Thomas Friedman shoots his mouth off again.
This time he’s talking about the TPP and the refugee crisis in the Mediterranean.
Here’s a prediction: NATO will eventually establish “no-sail zones” — safe areas for refugees and no-go zones for people-smugglers — along the Libyan coast.
How? Is there really a difference between refugees and “people smugglers?” Do “people smugglers” have some kind of obvious identifying characteristic that will differentiate them to the 20 year old Coast Guard or Navy sailor from a NATO country whose going to have to do the sorting? Does he really think the point of a Navy is to serve as a floating fence to stop immigration?
Here’s another goldmine:
With rising disorder in the Middle East and Africa — and with China and Russia trying to tug the world their way — there has never been a more important time for the coalition of free-market democracies and democratizing states that are the core of the World of Order to come together and establish the best rules for global integration for the 21st century, including appropriate trade, labor and environmental standards. These agreements would both strengthen and more closely integrate the market-based, rule-of-law-based democratic and democratizing nations that form the backbone of the World of Order.
1. ‘Rising disorder in the Middle East’ compared to when? Is there proof that the middle east is more disordered than it was in some unspecified period of time in the past? And more importantly for a Democracy concerned with the proliferation of freedom, were those ‘ordered’ times more of less free than today? Because if we’re prioritizing order over freedom, we’re supporting tyranny. And this time we don’t even have a cold war to excuse it.
2 ‘And with Russia and China trying to tug the world their way’ As opposed to when? At which point in the last century was Russia (and the old Soviet Union) not active in the international community trying to extend it’s community of trading partners, and it’s military sphere of influence? Since 1970 or so China has acted in the same fashion, so why now is it a threat, and what is it a threat to? American (and western) hegemony? How has that worked out for the rest of the world for the last century? Might the history of the last century of western trade, military and economic hegemony inspire South American, African and Asian countries to explore alternatives to western domination?
3 “there has never been a more important time for the coalition of free-market democracies and democratizing states that are the core of the World of Order to come together and establish the best rules for global integration for the 21st century, including appropriate trade, labor and environmental standards.” So why do the rich western nation get to set global standards in these areas? Is it because we’re rich and we’ve set international standards without the input of poorer countries for a century? Might all of the actual nations affected by these unspecified rules not want and deserve a chance to define the rules?
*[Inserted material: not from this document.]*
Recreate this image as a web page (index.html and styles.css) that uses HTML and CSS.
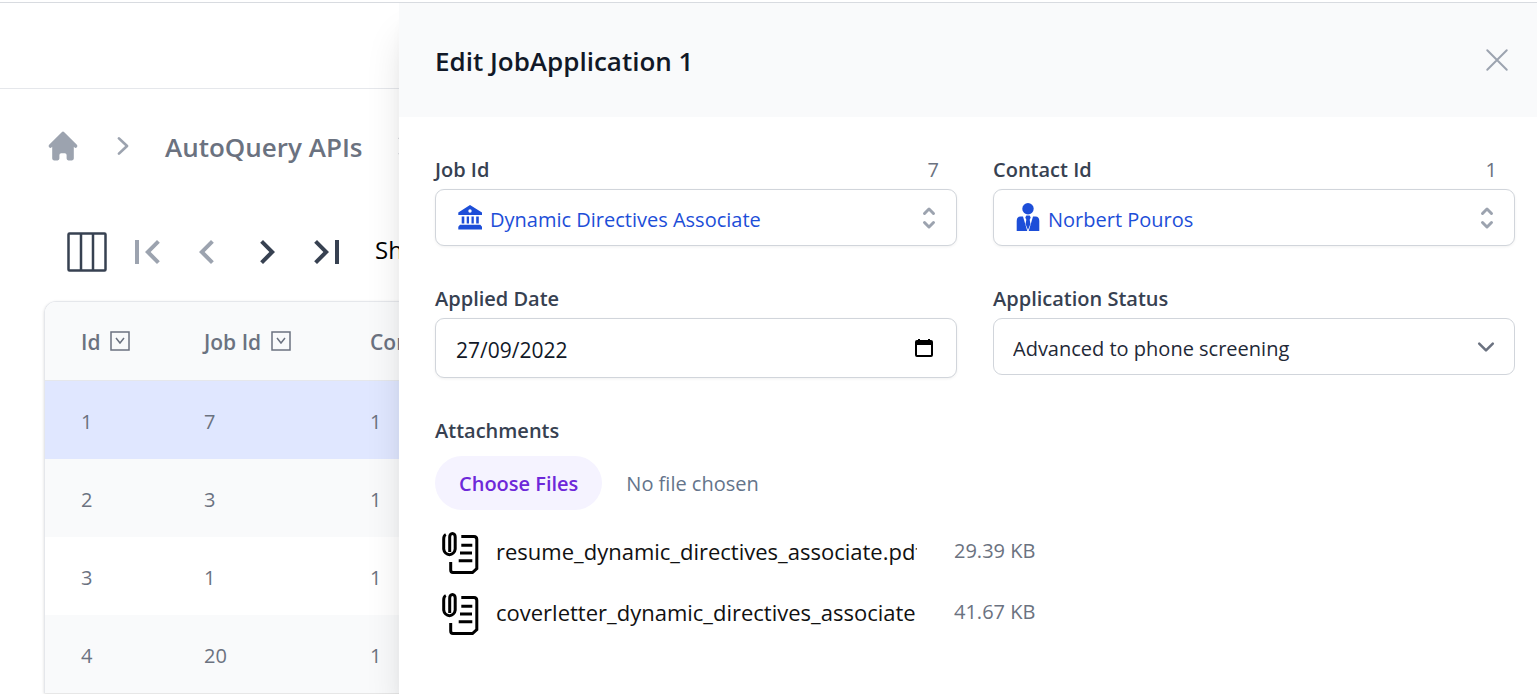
FILE: index.html
```html
<!DOCTYPE html>
<html lang="en">
<head>
<meta charset="utf-8">
<title>Edit JobApplication</title>
<link rel="stylesheet" href="styles.css">
</head>
<body>
<div class="page">
  <header class="topbar"></header>
  <nav class="breadcrumb" aria-label="Breadcrumb">
    <a href="#" class="crumb-home" aria-label="Home"><svg class="icon-36" viewBox="0 0 20 20" fill="currentColor"><path d="M10.707 2.293a1 1 0 00-1.414 0l-7 7a1 1 0 001.414 1.414L4 10.414V17a1 1 0 001 1h2a1 1 0 001-1v-2a1 1 0 011-1h2a1 1 0 011 1v2a1 1 0 001 1h2a1 1 0 001-1v-6.586l.293.293a1 1 0 001.414-1.414l-7-7z"/></svg></a>
    <svg class="icon-36" viewBox="0 0 20 20" fill="currentColor"><path d="M7.21 14.77a.75.75 0 01.02-1.06L11.168 10 7.23 6.29a.75.75 0 111.04-1.08l4.5 4.25a.75.75 0 010 1.08l-4.5 4.25a.75.75 0 01-1.06-.02z"/></svg>
    <a href="#" class="crumb">AutoQuery APIs</a>
    <svg class="icon-36" viewBox="0 0 20 20" fill="currentColor"><path d="M7.21 14.77a.75.75 0 01.02-1.06L11.168 10 7.23 6.29a.75.75 0 111.04-1.08l4.5 4.25a.75.75 0 010 1.08l-4.5 4.25a.75.75 0 01-1.06-.02z"/></svg>
  </nav>
  <div class="toolbar">
    <button type="button" class="tool" aria-label="Columns"><svg viewBox="0 0 48 48" fill="none" stroke="currentColor" stroke-width="2.500"><rect x="5.500" y="5.500" width="37" height="37" rx="1"/><path d="M18 5v38M30 5v38"/></svg></button>
    <button type="button" class="tool tool-off" aria-label="First page"><svg viewBox="0 0 24 24" fill="currentColor"><path d="M18.410 16.590L13.820 12l4.590-4.590L17 6l-6 6l6 6zM6 6h2v12H6z"/></svg></button>
    <button type="button" class="tool tool-off" aria-label="Previous page"><svg viewBox="0 0 24 24" fill="currentColor"><path d="M15.410 7.410L14 6l-6 6l6 6l1.410-1.410L10.830 12z"/></svg></button>
    <button type="button" class="tool" aria-label="Next page"><svg viewBox="0 0 24 24" fill="currentColor"><path d="M10 6L8.590 7.410L13.170 12l-4.580 4.590L10 18l6-6z"/></svg></button>
    <button type="button" class="tool" aria-label="Last page"><svg viewBox="0 0 24 24" fill="currentColor"><path d="M5.590 7.410L10.180 12l-4.590 4.590L7 18l6-6l-6-6zM16 6h2v12h-2z"/></svg></button>
    <span class="showing">Showing</span>
  </div>
  <div class="table-card">
    <table class="grid">
      <colgroup><col class="col-id"><col class="col-job"><col></colgroup>
      <thead><tr>
        <th><span class="th-in">Id <svg class="filter" viewBox="0 0 20 20" fill="none" stroke="currentColor"><rect x="1" y="1" width="18" height="18" stroke-width="1.500"/><path d="M6 7l4 5 4-5" stroke-width="1.500"/></svg></span></th>
        <th><span class="th-in">Job Id <svg class="filter" viewBox="0 0 20 20" fill="none" stroke="currentColor"><rect x="1" y="1" width="18" height="18" stroke-width="1.500"/><path d="M6 7l4 5 4-5" stroke-width="1.500"/></svg></span></th>
        <th><span class="th-in">Contact Id</span></th>
      </tr></thead>
      <tbody>
        <tr class="selected"><td>1</td><td>7</td><td>1</td></tr>
        <tr><td>2</td><td>3</td><td>1</td></tr>
        <tr><td>3</td><td>1</td><td>1</td></tr>
        <tr><td>4</td><td>20</td><td>1</td></tr>
      </tbody>
    </table>
  </div>
</div>

<section class="panel" role="dialog" aria-labelledby="panel-title">
  <header class="panel-head">
    <h2 id="panel-title">Edit JobApplication 1</h2>
    <button type="button" class="close" aria-label="Close"><svg class="icon-36" viewBox="0 0 24 24" fill="none" stroke="currentColor" stroke-width="1.300" stroke-linecap="round"><path d="M5.500 5.500l13 13M18.500 5.500l-13 13"/></svg></button>
  </header>
  <form class="form">
    <div class="field">
      <div class="label-row"><label for="job">Job Id</label><span class="hint">7</span></div>
      <button type="button" id="job" class="control combo">
        <svg class="lookup-icon" viewBox="0 0 28 32" fill="currentColor"><path fill-rule="evenodd" d="M14 3L26 10.500V13H2.300v-2.500zM14 7.300a1.700 1.700 0 100 3.400 1.700 1.700 0 000-3.400z"/><path d="M5.700 14.500h2.600V21.500H5.700zM10.700 14.500h2.300V21.500h-2.300zM15.500 14.500h2.300V21.500h-2.300zM20.200 14.500h2.600V21.500h-2.600zM4 22.700h20.300l1.700 2V27.500H2.300v-2.800z"/></svg>
        <span class="combo-text">Dynamic Directives Associate</span>
        <svg class="updown" viewBox="0 0 20 20" fill="currentColor"><path d="M10 3a1 1 0 01.707.293l3 3a1 1 0 01-1.414 1.414L10 5.414 7.707 7.707a1 1 0 01-1.414-1.414l3-3A1 1 0 0110 3zm-3.707 9.293a1 1 0 011.414 0L10 14.586l2.293-2.293a1 1 0 011.414 1.414l-3 3a1 1 0 01-1.414 0l-3-3a1 1 0 010-1.414z"/></svg>
      </button>
    </div>
    <div class="field">
      <div class="label-row"><label for="contact">Contact Id</label><span class="hint">1</span></div>
      <button type="button" id="contact" class="control combo">
        <svg class="lookup-icon" viewBox="0 0 28 32" fill="currentColor"><circle cx="14" cy="6.700" r="5.700"/><path d="M2.700 29V19Q2.700 14.500 6.500 14.500H9L13.300 29zM25.300 29V19Q25.300 14.500 21.500 14.500H19L14.700 29zM12.300 13.500h3.400l1 2-1 2.200.7 4.300L14 28l-2.400-6 .7-4.300-1-2.200z"/></svg>
        <span class="combo-text">Norbert Pouros</span>
        <svg class="updown" viewBox="0 0 20 20" fill="currentColor"><path d="M10 3a1 1 0 01.707.293l3 3a1 1 0 01-1.414 1.414L10 5.414 7.707 7.707a1 1 0 01-1.414-1.414l3-3A1 1 0 0110 3zm-3.707 9.293a1 1 0 011.414 0L10 14.586l2.293-2.293a1 1 0 011.414 1.414l-3 3a1 1 0 01-1.414 0l-3-3a1 1 0 010-1.414z"/></svg>
      </button>
    </div>
    <div class="field">
      <div class="label-row"><label for="applied">Applied Date</label></div>
      <div class="control date">
        <input type="text" id="applied" value="27/09/2022">
        <button type="button" class="calendar" aria-label="Open calendar"><svg viewBox="0 0 20 20" fill="currentColor" fill-rule="evenodd"><path d="M4 1h2v1h8V1h2v1h1a2 2 0 012 2v13a2 2 0 01-2 2H3a2 2 0 01-2-2V4a2 2 0 012-2h1zM3 7v10h14V7z"/></svg></button>
      </div>
    </div>
    <div class="field">
      <div class="label-row"><label for="status">Application Status</label></div>
      <div class="select-wrap">
        <select id="status" class="control"><option>Advanced to phone screening</option></select>
        <svg class="caret" viewBox="0 0 20 20" fill="none" stroke="currentColor" stroke-width="1.500" stroke-linecap="round" stroke-linejoin="round"><path d="M6 8l4 4 4-4"/></svg>
      </div>
    </div>
    <div class="field wide">
      <div class="label-row"><label for="files">Attachments</label></div>
      <input type="file" id="files" class="files" multiple>
      <ul class="file-list">
        <li><svg class="doc" viewBox="0 0 40 44" fill="none" stroke="currentColor" stroke-width="3"><path d="M4.800 3.500Q2.700 4.500 2.700 8V18a5.800 6.500 0 0011.500 0V6a2.700 3.500 0 00-5.500 0V21M20.300 5.500H33Q35.800 5.500 35.800 8.500V37.500L31.500 41.500H12Q9.700 41.500 9.700 39V31M20.300 14.300h11M19 22h12M17.700 29.700h13.600"/></svg><span class="file-name">resume_dynamic_directives_associate.pdf</span><span class="file-size">29.39 KB</span></li>
        <li><svg class="doc" viewBox="0 0 40 44" fill="none" stroke="currentColor" stroke-width="3"><path d="M4.800 3.500Q2.700 4.500 2.700 8V18a5.800 6.500 0 0011.500 0V6a2.700 3.500 0 00-5.500 0V21M20.300 5.500H33Q35.800 5.500 35.800 8.500V37.500L31.500 41.500H12Q9.700 41.500 9.700 39V31M20.300 14.300h11M19 22h12M17.700 29.700h13.600"/></svg><span class="file-name">coverletter_dynamic_directives_associate.pdf</span><span class="file-size">41.67 KB</span></li>
      </ul>
    </div>
  </form>
</section>
</body>
</html>
```
FILE: styles.css
```css
* { box-sizing: border-box; }
body {
  margin: 0;
  height: 100vh;
  overflow: hidden;
  background: #fff;
  color: #111;
  font-family: "Open Sans", "Noto Sans", sans-serif;
  font-size: 20px;
  line-height: 30px;
}
button, input, select { font: inherit; color: inherit; margin: 0; }
button { padding: 0; border: 0; background: none; cursor: pointer; }
svg { display: block; flex: none; }
a { color: inherit; text-decoration: none; }
.icon-36 { width: 36px; height: 36px; }

.page { margin-top: 2px; border-top: 1px solid #d8dbe0; }
.topbar { height: 86px; border-bottom: 1px solid #e5e7eb; }
.breadcrumb {
  display: flex;
  align-items: center;
  gap: 24px;
  height: 36px;
  margin: 39px 0 0 45px;
  color: #9ca3af;
}
.crumb { padding-top: 2px; font-size: 26px; line-height: 36px; font-weight: 600; color: #6b7280; white-space: nowrap; }
.toolbar { display: flex; align-items: center; gap: 12px; margin: 64px 0 0 63px; }
.tool { color: #374151; }
.tool svg { width: 48px; height: 48px; }
.tool-off { color: #9ca3af; }
.showing { padding-bottom: 4px; font-size: 24px; margin-left: 12px; color: #000; }

.table-card {
  margin: 25px 45px 0 44px;
  border: 1px solid #e5e7eb;
  border-bottom: 0;
  border-radius: 12px 12px 0 0;
  box-shadow: 0 1px 3px rgba(0, 0, 0, .15);
  overflow: hidden;
}
.grid { width: 100%; border-collapse: separate; border-spacing: 0; table-layout: fixed; color: #6b7280; }
.col-id { width: 123px; }
.col-job { width: 166px; }
.grid th, .grid td { height: 78px; padding: 4px 0 0 36px; text-align: left; }
.grid th { height: 79px; padding-top: 2px; background: #f9fafb; border-bottom: 1px solid #e5e7eb; font-size: 21px; font-weight: 600; }
.grid tbody tr:nth-child(even) { background: #f9fafb; }
.grid tbody tr.selected { background: #e0e7ff; }
.th-in { display: flex; align-items: center; gap: 10px; }
.filter { width: 20px; height: 20px; margin-bottom: 2px; }

.panel {
  position: absolute;
  top: 3px;
  right: 0;
  bottom: 0;
  left: 399px;
  background: #fff;
  box-shadow: 0 30px 38px -8px rgba(0, 0, 0, .16), 0 12px 15px -9px rgba(0, 0, 0, .1);
}
.panel-head {
  display: flex;
  justify-content: space-between;
  align-items: center;
  height: 114px;
  padding: 0 22px 0 36px;
  background: #f9fafb;
}
.panel-head h2 { margin: 0; padding-top: 2px; font-size: 26px; line-height: 36px; font-weight: 600; color: #111827; }
.close { color: #9ca3af; }
.form {
  display: grid;
  grid-template-columns: 1fr 1fr;
  column-gap: 36px;
  row-gap: 36px;
  padding: 36px 22px 0 36px;
}
.field { min-width: 0; }
.wide { grid-column: 1 / -1; }
.label-row { display: flex; justify-content: space-between; height: 36px; padding: 2px 18px 0 0; color: #374151; font-weight: 600; }
.hint { color: #6b7280; font-weight: 400; }
.control {
  width: 100%;
  height: 57px;
  border: 1px solid #d1d5db;
  border-radius: 9px;
  background: #fff;
  box-shadow: 0 1px 3px rgba(0, 0, 0, .06);
}
.combo { display: flex; align-items: center; padding: 0 12px 0 20px; color: #1d4ed8; text-align: left; }
.lookup-icon { width: 28px; height: 32px; }
.combo-text { flex: 1; margin-left: 6px; padding-top: 4px; }
.updown { width: 30px; height: 30px; color: #9ca3af; }
.date { display: flex; align-items: center; justify-content: space-between; height: 60px; padding: 0 22px 0 20px; color: #111827; }
.date input { flex: 1; min-width: 0; padding: 4px 0 0; border: 0; outline: 0; background: none; font-size: 21px; }
.calendar svg { width: 20px; height: 20px; color: #000; }
.select-wrap { display: grid; align-items: center; }
.select-wrap > * { grid-area: 1 / 1; }
.select-wrap select { appearance: none; padding: 4px 60px 0 19px; color: #1f2937; box-shadow: none; }
.caret { width: 34px; height: 34px; margin-right: 12px; justify-self: end; pointer-events: none; color: #6b7280; }
.files { display: block; width: 100%; margin-top: 6px; color: #64748b; }
.files::file-selector-button {
  height: 54px;
  margin: 0 24px 0 0;
  padding: 2px 24px 0;
  border: 0;
  border-radius: 27px;
  background: #f5f3ff;
  color: #6d28d9;
  font: inherit;
  font-weight: 600;
}
.file-list { display: grid; gap: 17px; margin: 21px 0 0; padding: 0 0 0 6px; list-style: none; }
.file-list li { display: flex; align-items: center; height: 44px; }
.doc { width: 40px; height: 44px; color: #000; }
.file-name { flex: 0 1 421px; margin: 0 37px 4px 15px; overflow: hidden; white-space: nowrap; font-size: 22px; }
.file-size { margin-bottom: 4px; color: #6b7280; white-space: nowrap; }
```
4 “These agreements would both strengthen and more closely integrate the market-based, rule-of-law-based democratic and democratizing nations that form the backbone of the World of Order” Remind me again what’s so hot about the current world order when it can’t even rein in carbon dioxide exhaust?
Has Thomas Friedman ever even heard of confirmation bias? Has he ever imagined it might explain those voices in his head? I understand that even 25 years later, he misses the polarized world of the cold war, and he misses the vast number of things excused by the fight against communism. I get that for generations, starting with the baby boom, American superiority in military might and economic prosperity was a given. But it wasn’t always the case, it won’t always be the case, and setting up any kind of “world order” that doesn’t acknowledge those facts, is setting up a “world order” that will collapse when the US can’t maintain and extend it’s 70 year old military spending spree.
So here’s an idea, Tom. Set up a trade pact that gives labor and environmental issues the same or greater weight than unfettered trade. Throw out the proposed mediation that lets companies sue countries for labor and environmental regulations that could cut into their profit margins. When visiting other countries, talk to labor activists, economists that didn’t graduate from the university of Chicago, and environmental activists, talk to climate researchers and indigenous people. And FFS, stop talking to people in the hospitality and tourism industries as if they possess economic wisdom hidden from ivory tower intellectuals.